Farmers in Uttar Pradesh lost 35-40 per cent of their wheat crop due to the heat wave. The quality of the harvest was not that good either as the heat wave resulted in shrivelled grains in the northern states. The paddy crop was affected as well, though it was not as bad as the wheat crop. Climatic conditions such as drought and heavy rainfall were considered abnormal just a decade back, but now they are the new normal.

Grappling with this crisis, farmers may be forced to grow crops with shorter harvesting season like peas and maize alongside wheat so as to not be completely dependent on just one crop. In the long term, heat waves can impact India’s food security.

Experts feel such compulsions should guide India’s stand. “For countries like India, where the malnutrition rate is high and it is an agriculture-centric country, we feel the commitment for food security and green energies has to be balanced,” remarks Shweta Saini, senior consultant, Indian Council for Research on International Economic Relations (ICRIER). “So, while India is talking about bio-fuel, the question we should be looking at is whether food can be used for fuel.” she adds. The National Policy on Bio-fuels 2018 allows production of ethanol from damaged food grains like wheat and broken rice.

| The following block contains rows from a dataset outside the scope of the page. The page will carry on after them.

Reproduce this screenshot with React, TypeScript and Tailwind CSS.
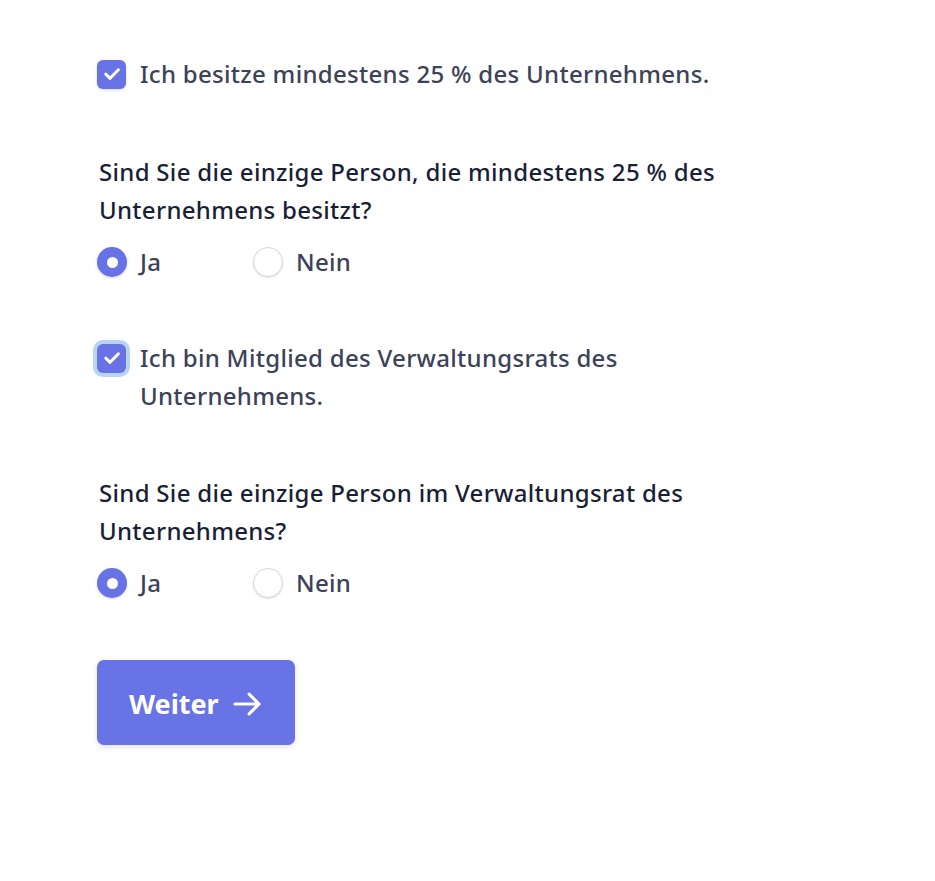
import React from "react";

function CheckIcon() {
  return (
    <svg width="20" height="20" viewBox="0 0 20 20" fill="none" className="shrink-0">
      <path d="M3.8 10.2l4.3 4.1L16.4 5.8" stroke="white" strokeWidth="3" strokeLinecap="round" strokeLinejoin="round" />
    </svg>
  );
}

function Checkbox({ label, focused }: { label: string; focused?: boolean }) {
  return (
    <label className="flex items-start gap-[14px] text-[#3c4257] cursor-pointer">
      <span className="h-[38px] flex items-center shrink-0">
        <span
          className={
            focused
              ? "w-[29px] h-[29px] rounded-[6px] bg-[#6772e5] flex items-center justify-center ring-4 ring-[#b7d5f0]"
              : "w-[29px] h-[29px] rounded-[6px] bg-[#6772e5] flex items-center justify-center shadow-[0_1px_3px_rgba(50,50,93,0.2)]"
          }
        >
          <CheckIcon />
        </span>
      </span>
      <span className="leading-[38px]">{label}</span>
    </label>
  );
}

function Radio({ label, checked }: { label: string; checked?: boolean }) {
  return (
    <label className="flex items-center gap-[13px] w-[156px] cursor-pointer">
      {checked ? (
        <span className="w-[30px] h-[30px] shrink-0 rounded-full bg-[#6772e5] flex items-center justify-center shadow-[0_1px_3px_rgba(50,50,93,0.2)]">
          <span className="w-[11px] h-[11px] rounded-full bg-white" />
        </span>
      ) : (
        <span className="w-[30px] h-[30px] shrink-0 rounded-full bg-white border border-[#d6d6de] shadow-[0_1px_2px_rgba(0,0,0,0.12)]" />
      )}
      <span className="text-[#3c4257] leading-[38px]">{label}</span>
    </label>
  );
}

export default function App() {
  return (
    <div
      className="min-h-[881px] bg-white pl-[97px] pt-[55px] font-medium text-[24px] tracking-[0.3px]"
      style={{ fontFamily: '"Noto Sans", "Open Sans", sans-serif' }}
    >
      <div className="w-[660px] flex flex-col">
        <Checkbox label="Ich besitze mindestens 25 % des Unternehmens." />
        <p className="mt-[60px] pl-[2px] leading-[38px] text-[#1a1f36]">
          Sind Sie die einzige Person, die mindestens 25 % des Unternehmens besitzt?
        </p>
        <div className="mt-[14px] flex">
          <Radio label="Ja" checked />
          <Radio label="Nein" />
        </div>
        <div className="mt-[58px]">
          <Checkbox label="Ich bin Mitglied des Verwaltungsrats des Unternehmens." focused />
        </div>
        <p className="mt-[59px] pl-[2px] leading-[38px] text-[#1a1f36]">
          Sind Sie die einzige Person im Verwaltungsrat des Unternehmens?
        </p>
        <div className="mt-[14px] flex">
          <Radio label="Ja" checked />
          <Radio label="Nein" />
        </div>
        <div className="mt-[58px]">
          <button className="h-[85px] pl-[32px] pr-[31px] pt-[3px] rounded-[7px] bg-[#6873e5] text-white font-bold text-[27px] tracking-normal flex items-center gap-[11px] shadow-[0_2px_5px_rgba(50,50,93,0.15)]">
            <span>Weiter</span>
            <svg width="34" height="34" viewBox="0 0 24 24" fill="none" stroke="white" strokeWidth="2.2" strokeLinecap="round" strokeLinejoin="round">
              <path d="M3.5 12h17M13.5 5l7 7-7 7" />
            </svg>
          </button>
        </div>
      </div>
    </div>
  );
}
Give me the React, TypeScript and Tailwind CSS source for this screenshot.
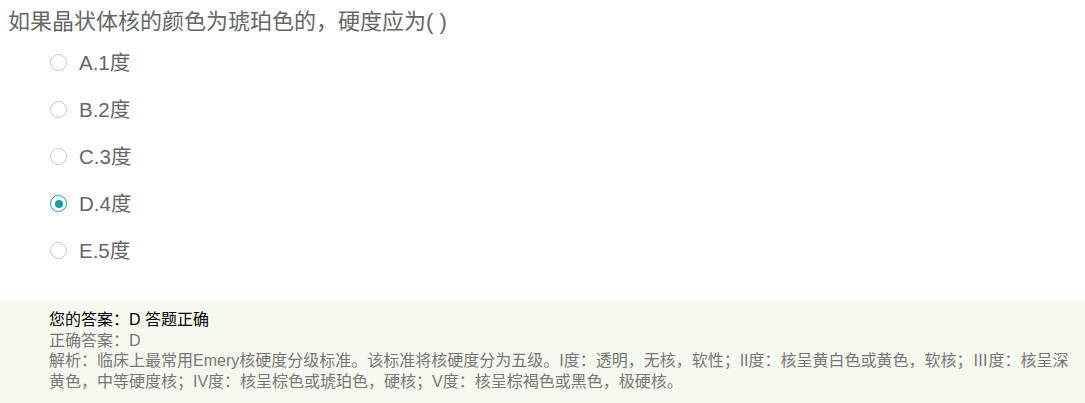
import React from "react";

const options = [
  { label: "A.1度", checked: false },
  { label: "B.2度", checked: false },
  { label: "C.3度", checked: false },
  { label: "D.4度", checked: true },
  { label: "E.5度", checked: false },
];

function Radio({ checked }: { checked: boolean }) {
  if (checked) {
    return (
      <span className="box-border flex h-[17px] w-[17px] shrink-0 items-center justify-center rounded-full border-[1.5px] border-[#1a9ea7] bg-white">
        <span className="h-[8px] w-[8px] rounded-full bg-[#1a9ea7]" />
      </span>
    );
  }
  return <span className="box-border block h-[17px] w-[17px] shrink-0 rounded-full border-[1.5px] border-[#c8c8c8] bg-white" />;
}

export default function App() {
  return (
    <div
      className="w-[1085px] min-h-[403px] bg-white text-[#666]"
      style={{ fontFamily: '"Liberation Sans", Arial, "Noto Sans CJK SC", sans-serif' }}
    >
      <div className="pt-[7px] pl-[8px]">
        <div className="text-[22px] leading-[30px] text-[#666]">如果晶状体核的颜色为琥珀色的，硬度应为( )</div>
      </div>
      <div className="mt-[2px] pl-[50px]">
        {options.map((o) => (
          <div key={o.label} className="flex h-[47px] items-center gap-[12px]">
            <Radio checked={o.checked} />
            <span className="text-[20.5px] leading-[24px] text-[#666]">{o.label}</span>
          </div>
        ))}
      </div>
      <div className="mt-[26px] bg-[#f5f8ef] pl-[49px] pr-[10px] pt-[10px] pb-[10px] text-[16px] leading-[20.67px] text-[#777]">
        <div className="text-black">您的答案：D 答题正确</div>
        <div>正确答案：D</div>
        <div>
          解析：临床上最常用Emery核硬度分级标准。该标准将核硬度分为五级。I度：透明，无核，软性；II度：核呈黄白色或黄色，软核；Ⅲ度：核呈深黄色，中等硬度核；IV度：核呈棕色或琥珀色，硬核；V度：核呈棕褐色或黑色，极硬核。
        </div>
      </div>
    </div>
  );
}
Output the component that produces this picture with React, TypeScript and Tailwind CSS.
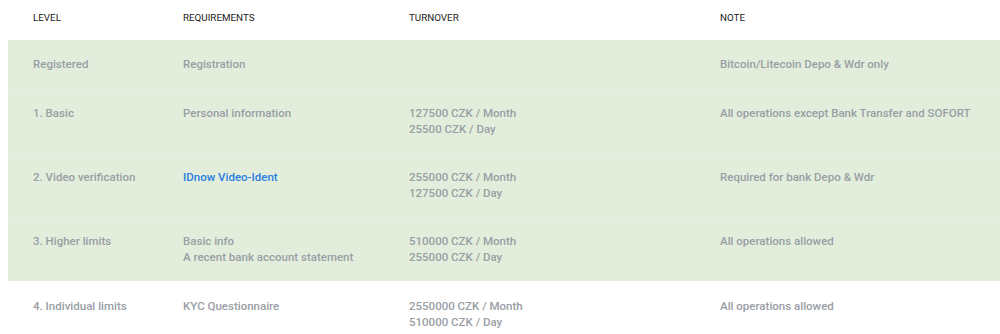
const rows = [
  {
    level: "Registered",
    req: ["Registration"],
    turnover: [],
    note: "Bitcoin/Litecoin Depo & Wdr only",
    green: true,
  },
  {
    level: "1. Basic",
    req: ["Personal information"],
    turnover: ["127500 CZK / Month", "25500 CZK / Day"],
    note: "All operations except Bank Transfer and SOFORT",
    green: true,
  },
  {
    level: "2. Video verification",
    req: ["IDnow Video-Ident"],
    link: true,
    turnover: ["255000 CZK / Month", "127500 CZK / Day"],
    note: "Required for bank Depo & Wdr",
    green: true,
  },
  {
    level: "3. Higher limits",
    req: ["Basic info", "A recent bank account statement"],
    turnover: ["510000 CZK / Month", "255000 CZK / Day"],
    note: "All operations allowed",
    green: true,
  },
  {
    level: "4. Individual limits",
    req: ["KYC Questionnaire"],
    turnover: ["2550000 CZK / Month", "510000 CZK / Day", "No limit for Bitcoin Depo and Wdr"],
    note: "All operations allowed",
    green: false,
  },
];

const cols = "grid grid-cols-[150px_226px_311px_1fr]";

export default function App() {
  return (
    <div className="w-[1000px] h-[334px] overflow-hidden bg-white pl-2 font-['Roboto',sans-serif] text-[11.5px] leading-4">
      <div className={`${cols} h-10 items-center pb-1 text-[9.8px] uppercase text-[#222]`}>
        <div className="pl-[25px]">Level</div>
        <div className="pl-[25px]">Requirements</div>
        <div className="pl-[25px]">Turnover</div>
        <div className="pl-[25px]">Note</div>
      </div>
      {rows.map((r, i) => (
        <div
          key={i}
          className={`${cols} font-medium text-[#999ea5] ${
            r.green ? "bg-[#e2eedb]" : "bg-white"
          } ${
            i === 0
              ? "pt-4 pb-[17px]"
              : r.green
                ? "border-t border-[#e8f2e3] pt-[15px] pb-4"
                : "pt-[17px] pb-4"
          }`}
        >
          <div className="pl-[25px]">{r.level}</div>
          <div className="pl-[25px]">
            {r.req.map((t) => (
              <div key={t} className={r.link ? "text-[#2a7de1]" : ""}>
                {t}
              </div>
            ))}
          </div>
          <div className="pl-[25px]">
            {r.turnover.map((t, j) => (
              <div key={t} className={j === 2 ? "text-[#2a7de1]" : ""}>
                {t}
              </div>
            ))}
          </div>
          <div className="pl-[25px]">{r.note}</div>
        </div>
      ))}
    </div>
  );
}
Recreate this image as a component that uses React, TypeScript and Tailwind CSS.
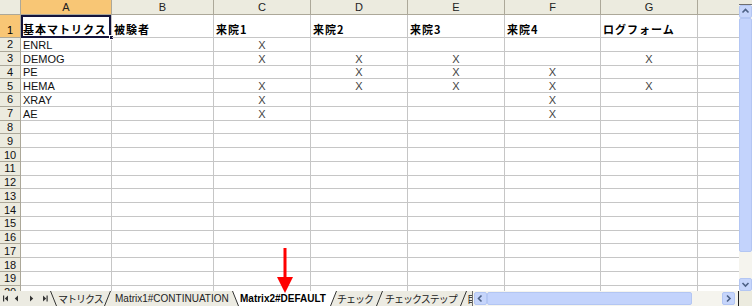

Yadav, speaking for the government, admits that climate change has begun to directly impact our lives. The maximum impact of the climate crisis is being borne by the countries, which have no role in global warming and most vulnerable communities, which have contributed the least to the climate crisis and lack the technology and capacity and finance required to significantly alter the status quo. 

As finance remains iffy, each country will have to fend for itself. But, how far India will go in balancing its need for higher GDP, with the quest for a prominent place on the high table (of climate change negotiations) remains to be seen. Meanwhile, the carbon market and green hydrogen presents a viable solution of sorts. It could help align growth with environment conservation.